- Abbreviation: SD-SN
- Chairperson: Alena Dernerová
- Deputy Leader: Petr Heinzl
- Founder: Jan Kasl
- Founded: 18 July 2002
- Split from: Civic Democratic Party
- Ideology: Conservatism Euroscepticism
- Political position: Centre-right
- National affiliation: Stačilo! (since 2023)
- European affiliation: European Christian Political Party
- Colours: Blue Yellow
- Chamber of Deputies: 0 / 200
- Senate: 0 / 81
- European Parliament: 1 / 21

Website
- sdsn.cz

= United Democrats – Association of Independents =

The United Democrats – Association of Independents (Czech: Spojení demokraté - Sdružení nezávislých, SD-SN) is a small Czech extra-parliamentary political party, formed from what remained of the European Democrats (Czech: Evropští demokraté) after that party's merger in 2006 with SNK Association of Independents to form SNK European Democrats.

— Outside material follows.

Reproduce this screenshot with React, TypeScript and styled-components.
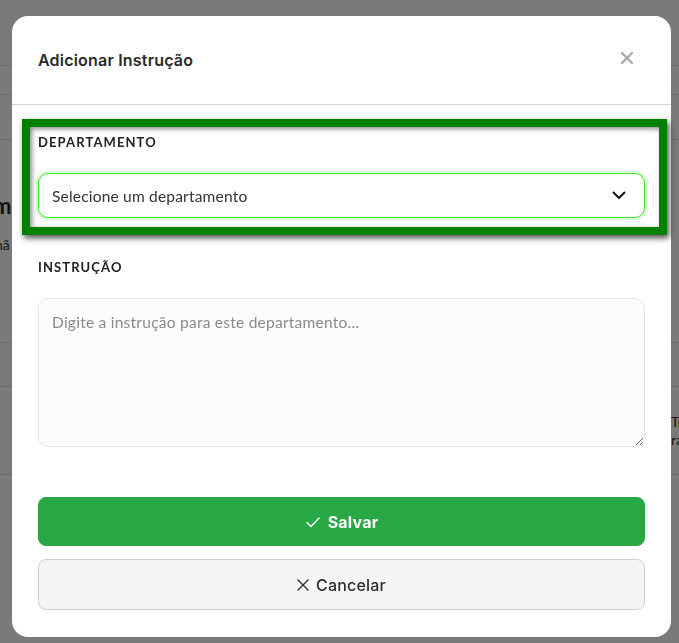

SD-SN has in the past cooperated with the Mayors and Independents in the Czech Senate. For the 2024 European Parliament election, the party was a member of the Stačilo! alliance, together with the Communist Party of Bohemia and Moravia (KSČM) and the Czech National Social Party (ČSNS), and had one Member of the European Parliament (MEP) elected.

== History ==
The European Democrats were founded in 2002 by Jan Kasl, a former Civic Democrat mayor of Prague. From 2004, this party began cooperating with the SNK Union of Independents, winning 11% of the vote in the 2004 European Parliament election. In January 2006, the European Democrats agreed on a merger with SNK Union of Independents, to become SNK European Democrats; most of the party members left to join the new party.

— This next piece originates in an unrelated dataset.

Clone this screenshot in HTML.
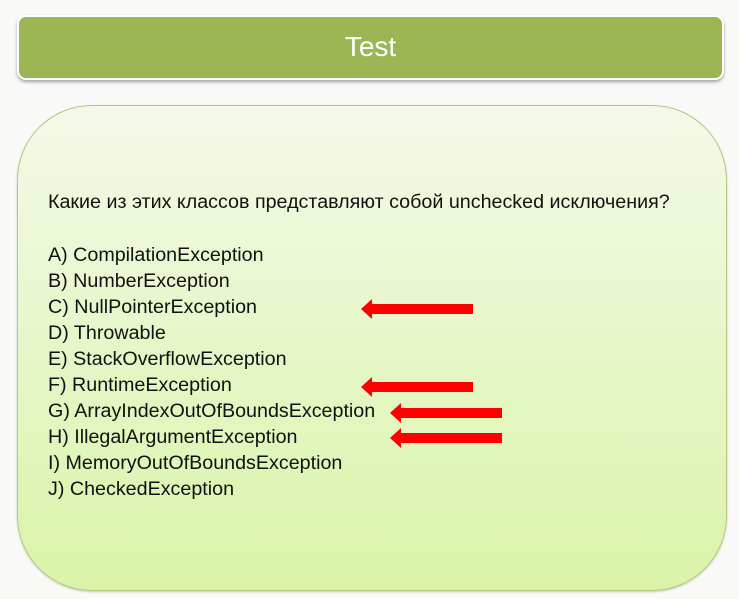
<!DOCTYPE html>
<html><head><meta charset="utf-8"><style>
html,body{margin:0;padding:0;}
body{width:739px;height:599px;background:#f9faf8;position:relative;overflow:hidden;font-family:"Liberation Sans",sans-serif;}
.hdr{position:absolute;left:17px;top:15px;width:707px;height:65px;background:#9bb653;border-radius:9px;border:2px solid #fff;box-shadow:0 2px 3px rgba(0,0,0,0.35);box-sizing:border-box;}
.hdr span{position:absolute;left:0;right:0;top:14px;text-align:center;color:#fff;font-size:28px;}
.panel{position:absolute;left:17px;top:105px;width:710px;height:486px;border-radius:75px;border:1px solid #b6c77e;background:linear-gradient(#f3f9e8,#d9f4a8);box-sizing:border-box;box-shadow:0 1px 2px rgba(0,0,0,0.2);}
.t{position:absolute;left:48px;font-size:19.7px;color:#111;white-space:nowrap;}
</style></head><body>
<div class="hdr"><span>Test</span></div>
<div class="panel"></div>
<div class="t" style="top:191px">Какие из этих классов представляют собой unchecked исключения?</div>
<div class="t" style="top:244px">A) CompilationException</div>
<div class="t" style="top:270px">B) NumberException</div>
<div class="t" style="top:296px">C) NullPointerException</div>
<div class="t" style="top:322px">D) Throwable</div>
<div class="t" style="top:348px">E) StackOverflowException</div>
<div class="t" style="top:374px">F) RuntimeException</div>
<div class="t" style="top:400px">G) ArrayIndexOutOfBoundsException</div>
<div class="t" style="top:426px">H) IllegalArgumentException</div>
<div class="t" style="top:452px">I) MemoryOutOfBoundsException</div>
<div class="t" style="top:478px">J) CheckedException</div>
<svg width="739" height="599" style="position:absolute;left:0;top:0">
<g fill="#f00">
<path d="M361 309 L372 299 L372 304 L473 304 L473 314 L372 314 L372 319 Z"/>
<path d="M361 387 L372 377 L372 382 L473 382 L473 392 L372 392 L372 397 Z"/>
<path d="M390 413 L401 403 L401 408 L502 408 L502 418 L401 418 L401 423 Z"/>
<path d="M390 438 L401 428 L401 433 L502 433 L502 443 L401 443 L401 448 Z"/>
</g></svg>
</body></html>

However, the original party was not dissolved due to an ongoing judicial dispute regarding the 2002 local elections in Prague. The remaining party members renamed the party to United Democrats – Association of Independents (SD-SN) later that year. The party subsequently lost all of its Prague city councilors in the 2006 local elections and all of its regional councilors in the 2008 Czech regional elections.

SD-SN ran independently in the 2009 European Parliament election, receiving 0.06% of the vote and losing its only seat in the European Parliament.

The party did not achieve any further electoral success until 2017, when it nominated Alena Dernerová, Senator since 2010 for S.cz, for the re-run of the 2016 Senate election in Most, which Dernerová won in the first round. In the Senate, Dernerová joined the Mayors and Independents club.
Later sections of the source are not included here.